-- BEGIN RAW DATA --

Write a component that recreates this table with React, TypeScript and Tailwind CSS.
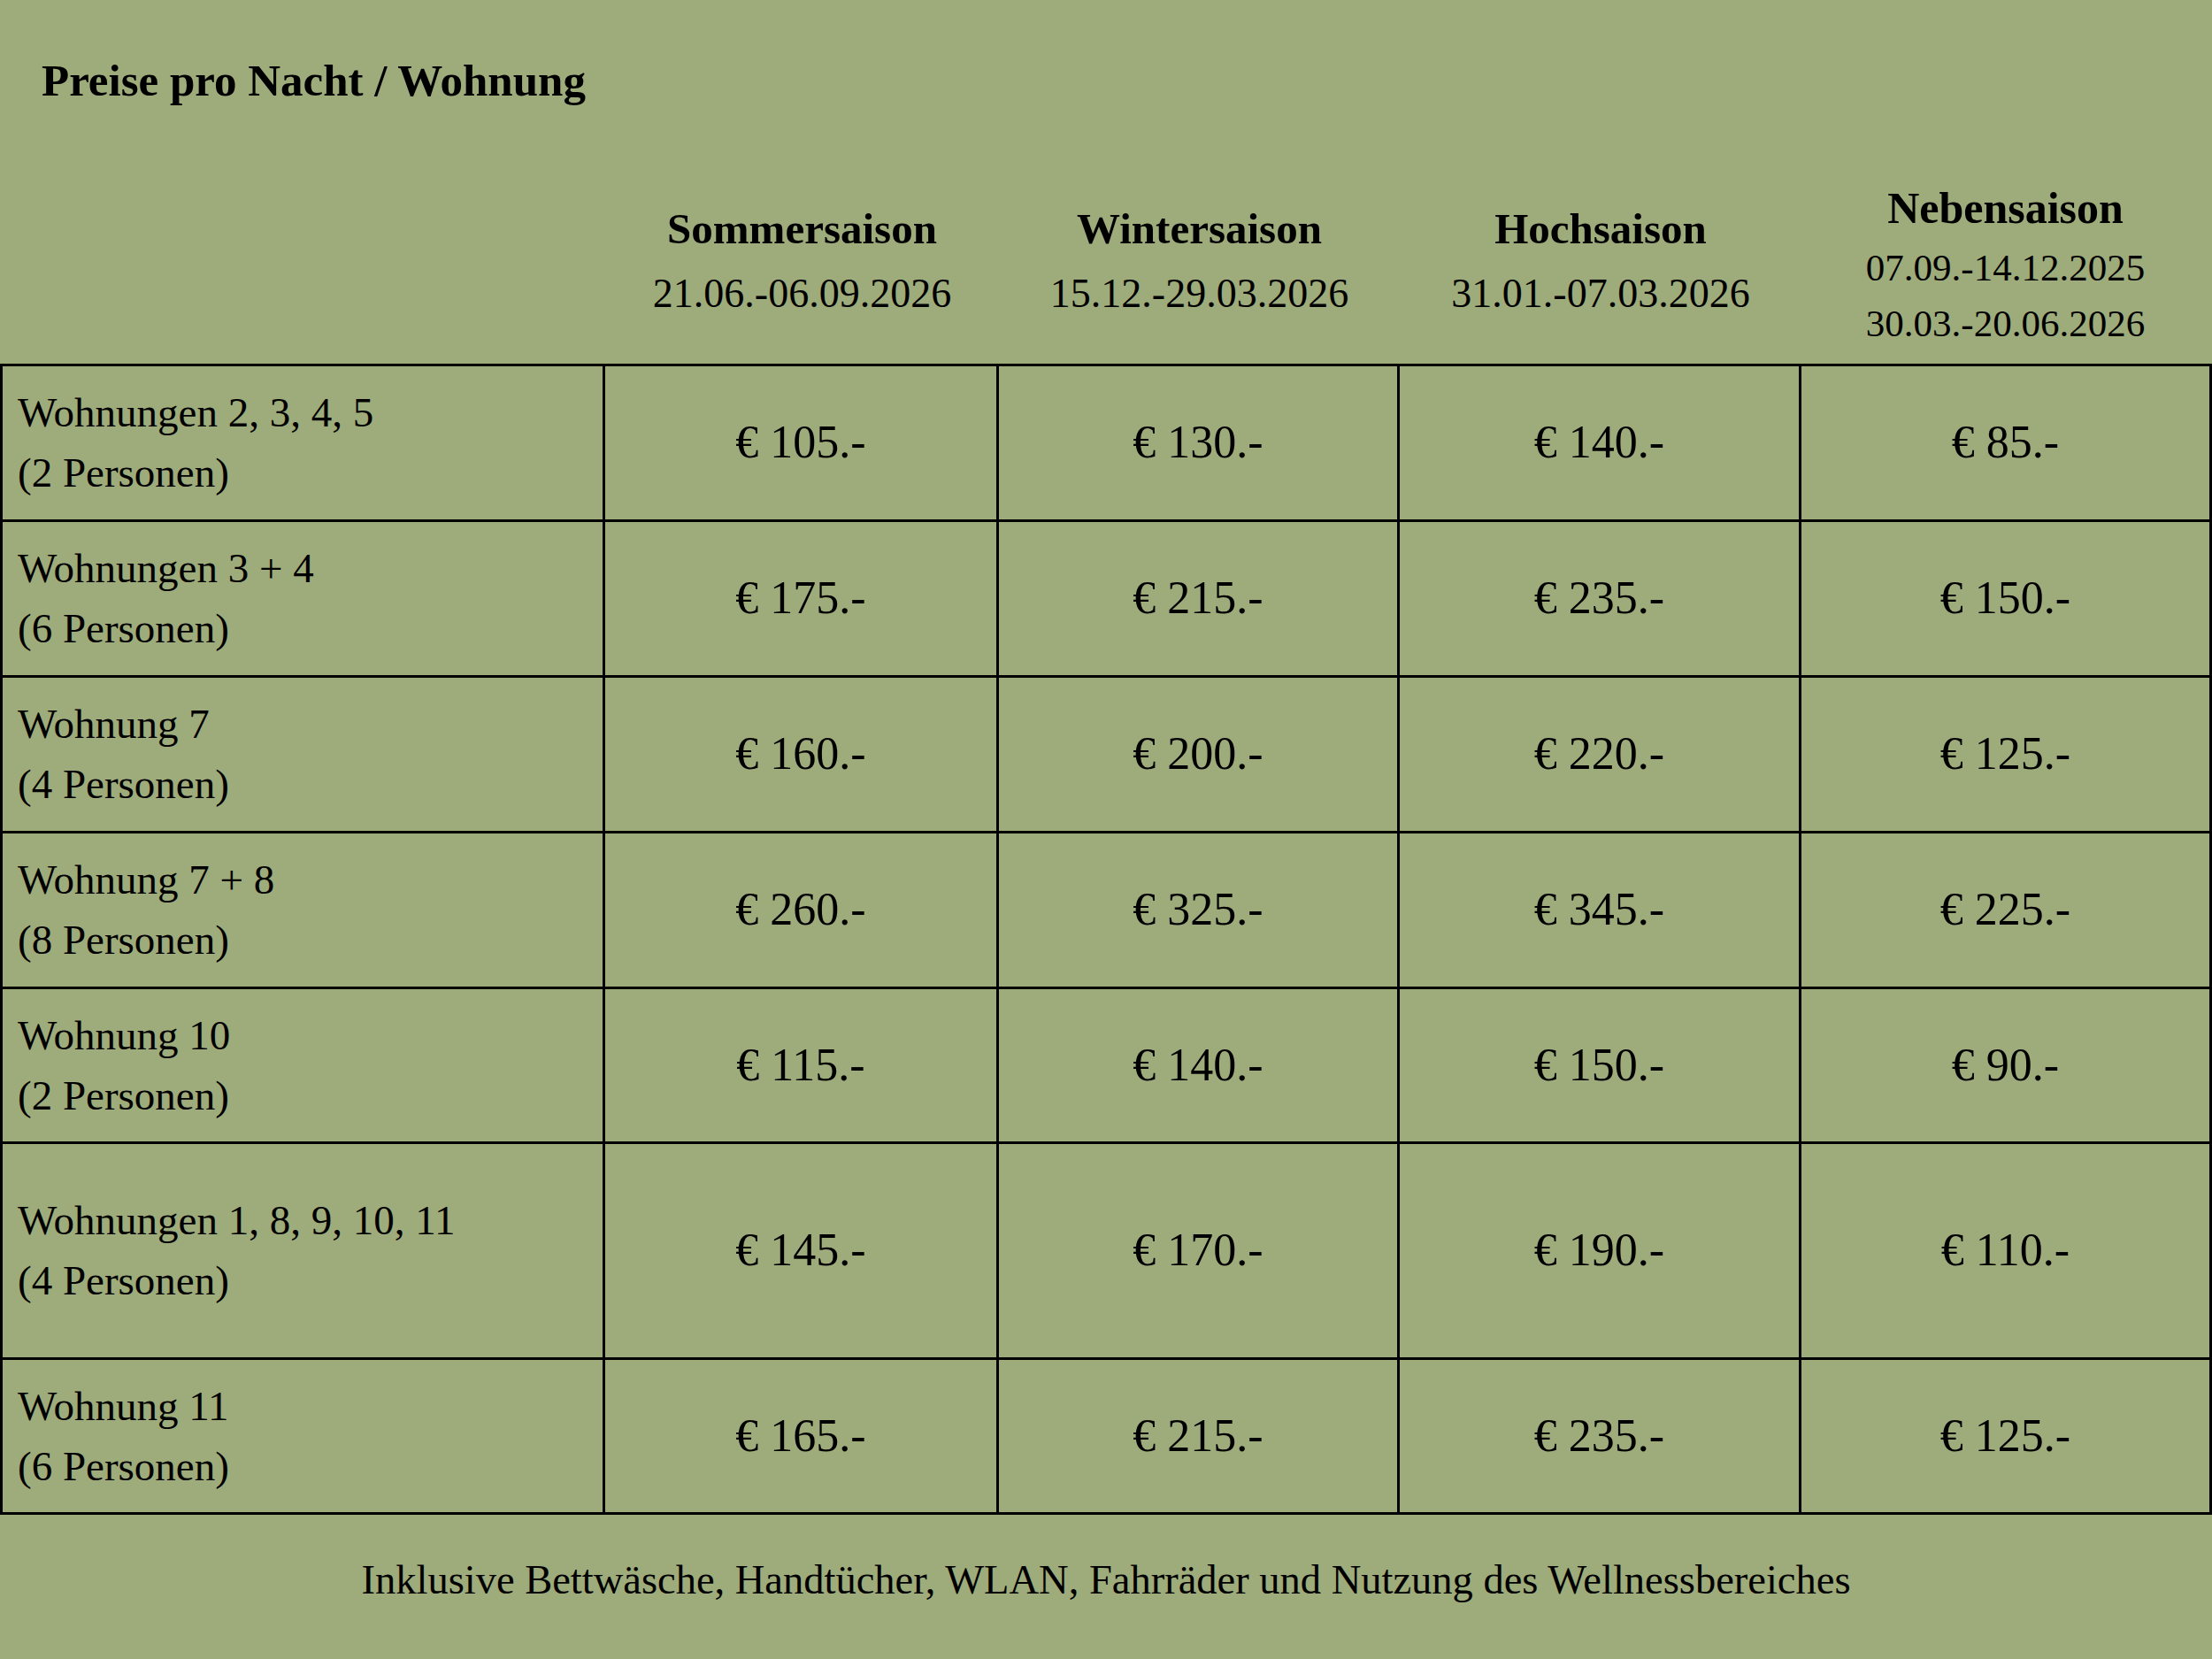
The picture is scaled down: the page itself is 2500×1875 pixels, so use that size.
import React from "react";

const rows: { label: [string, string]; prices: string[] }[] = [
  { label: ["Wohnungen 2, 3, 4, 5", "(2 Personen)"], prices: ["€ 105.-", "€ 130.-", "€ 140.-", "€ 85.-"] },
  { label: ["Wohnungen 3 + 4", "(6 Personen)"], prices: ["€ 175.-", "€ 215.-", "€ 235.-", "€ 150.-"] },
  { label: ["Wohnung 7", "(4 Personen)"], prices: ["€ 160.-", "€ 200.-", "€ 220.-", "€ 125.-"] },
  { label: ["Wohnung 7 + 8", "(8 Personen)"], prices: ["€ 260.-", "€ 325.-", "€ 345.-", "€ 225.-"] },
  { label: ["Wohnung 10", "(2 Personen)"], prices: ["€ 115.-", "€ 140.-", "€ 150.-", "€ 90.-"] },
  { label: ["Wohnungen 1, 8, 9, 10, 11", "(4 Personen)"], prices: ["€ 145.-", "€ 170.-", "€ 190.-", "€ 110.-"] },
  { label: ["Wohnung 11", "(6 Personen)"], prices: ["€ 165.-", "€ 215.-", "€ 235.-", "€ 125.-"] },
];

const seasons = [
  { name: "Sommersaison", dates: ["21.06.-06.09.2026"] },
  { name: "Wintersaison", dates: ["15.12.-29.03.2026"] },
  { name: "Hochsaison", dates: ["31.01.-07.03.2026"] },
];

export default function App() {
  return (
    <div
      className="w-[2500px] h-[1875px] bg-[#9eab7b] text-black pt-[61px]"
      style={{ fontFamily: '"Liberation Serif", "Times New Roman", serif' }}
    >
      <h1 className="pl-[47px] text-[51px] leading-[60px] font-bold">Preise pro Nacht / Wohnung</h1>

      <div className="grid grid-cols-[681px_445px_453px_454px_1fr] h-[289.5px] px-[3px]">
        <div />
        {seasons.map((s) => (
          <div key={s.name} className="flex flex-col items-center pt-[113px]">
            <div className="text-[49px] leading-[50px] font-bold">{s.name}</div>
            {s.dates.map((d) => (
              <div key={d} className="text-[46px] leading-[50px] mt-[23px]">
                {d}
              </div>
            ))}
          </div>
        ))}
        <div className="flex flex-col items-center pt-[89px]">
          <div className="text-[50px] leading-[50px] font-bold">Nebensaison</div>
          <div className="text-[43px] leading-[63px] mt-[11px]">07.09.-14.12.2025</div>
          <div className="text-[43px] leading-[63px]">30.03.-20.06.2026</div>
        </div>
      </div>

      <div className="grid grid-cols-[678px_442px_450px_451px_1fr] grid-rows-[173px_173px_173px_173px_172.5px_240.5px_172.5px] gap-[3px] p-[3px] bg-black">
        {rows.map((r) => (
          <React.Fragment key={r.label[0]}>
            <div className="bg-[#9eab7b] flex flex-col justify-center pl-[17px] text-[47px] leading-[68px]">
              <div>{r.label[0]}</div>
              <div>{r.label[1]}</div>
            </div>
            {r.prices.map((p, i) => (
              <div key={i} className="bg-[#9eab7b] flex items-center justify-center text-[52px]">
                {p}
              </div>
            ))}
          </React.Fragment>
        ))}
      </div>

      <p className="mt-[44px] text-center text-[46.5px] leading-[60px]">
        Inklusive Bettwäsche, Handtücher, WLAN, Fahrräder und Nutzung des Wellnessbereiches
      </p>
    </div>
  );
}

-- END RAW DATA --

In your copy, leave out the pictures and reproduce the material above exactly.

- EXERCISE RESULT -
Write a component that recreates this table with React, TypeScript and Tailwind CSS.
The picture is scaled down: the page itself is 2500×1875 pixels, so use that size.
import React from "react";

const rows: { label: [string, string]; prices: string[] }[] = [
  { label: ["Wohnungen 2, 3, 4, 5", "(2 Personen)"], prices: ["€ 105.-", "€ 130.-", "€ 140.-", "€ 85.-"] },
  { label: ["Wohnungen 3 + 4", "(6 Personen)"], prices: ["€ 175.-", "€ 215.-", "€ 235.-", "€ 150.-"] },
  { label: ["Wohnung 7", "(4 Personen)"], prices: ["€ 160.-", "€ 200.-", "€ 220.-", "€ 125.-"] },
  { label: ["Wohnung 7 + 8", "(8 Personen)"], prices: ["€ 260.-", "€ 325.-", "€ 345.-", "€ 225.-"] },
  { label: ["Wohnung 10", "(2 Personen)"], prices: ["€ 115.-", "€ 140.-", "€ 150.-", "€ 90.-"] },
  { label: ["Wohnungen 1, 8, 9, 10, 11", "(4 Personen)"], prices: ["€ 145.-", "€ 170.-", "€ 190.-", "€ 110.-"] },
  { label: ["Wohnung 11", "(6 Personen)"], prices: ["€ 165.-", "€ 215.-", "€ 235.-", "€ 125.-"] },
];

const seasons = [
  { name: "Sommersaison", dates: ["21.06.-06.09.2026"] },
  { name: "Wintersaison", dates: ["15.12.-29.03.2026"] },
  { name: "Hochsaison", dates: ["31.01.-07.03.2026"] },
];

export default function App() {
  return (
    <div
      className="w-[2500px] h-[1875px] bg-[#9eab7b] text-black pt-[61px]"
      style={{ fontFamily: '"Liberation Serif", "Times New Roman", serif' }}
    >
      <h1 className="pl-[47px] text-[51px] leading-[60px] font-bold">Preise pro Nacht / Wohnung</h1>

      <div className="grid grid-cols-[681px_445px_453px_454px_1fr] h-[289.5px] px-[3px]">
        <div />
        {seasons.map((s) => (
          <div key={s.name} className="flex flex-col items-center pt-[113px]">
            <div className="text-[49px] leading-[50px] font-bold">{s.name}</div>
            {s.dates.map((d) => (
              <div key={d} className="text-[46px] leading-[50px] mt-[23px]">
                {d}
              </div>
            ))}
          </div>
        ))}
        <div className="flex flex-col items-center pt-[89px]">
          <div className="text-[50px] leading-[50px] font-bold">Nebensaison</div>
          <div className="text-[43px] leading-[63px] mt-[11px]">07.09.-14.12.2025</div>
          <div className="text-[43px] leading-[63px]">30.03.-20.06.2026</div>
        </div>
      </div>

      <div className="grid grid-cols-[678px_442px_450px_451px_1fr] grid-rows-[173px_173px_173px_173px_172.5px_240.5px_172.5px] gap-[3px] p-[3px] bg-black">
        {rows.map((r) => (
          <React.Fragment key={r.label[0]}>
            <div className="bg-[#9eab7b] flex flex-col justify-center pl-[17px] text-[47px] leading-[68px]">
              <div>{r.label[0]}</div>
              <div>{r.label[1]}</div>
            </div>
            {r.prices.map((p, i) => (
              <div key={i} className="bg-[#9eab7b] flex items-center justify-center text-[52px]">
                {p}
              </div>
            ))}
          </React.Fragment>
        ))}
      </div>

      <p className="mt-[44px] text-center text-[46.5px] leading-[60px]">
        Inklusive Bettwäsche, Handtücher, WLAN, Fahrräder und Nutzung des Wellnessbereiches
      </p>
    </div>
  );
}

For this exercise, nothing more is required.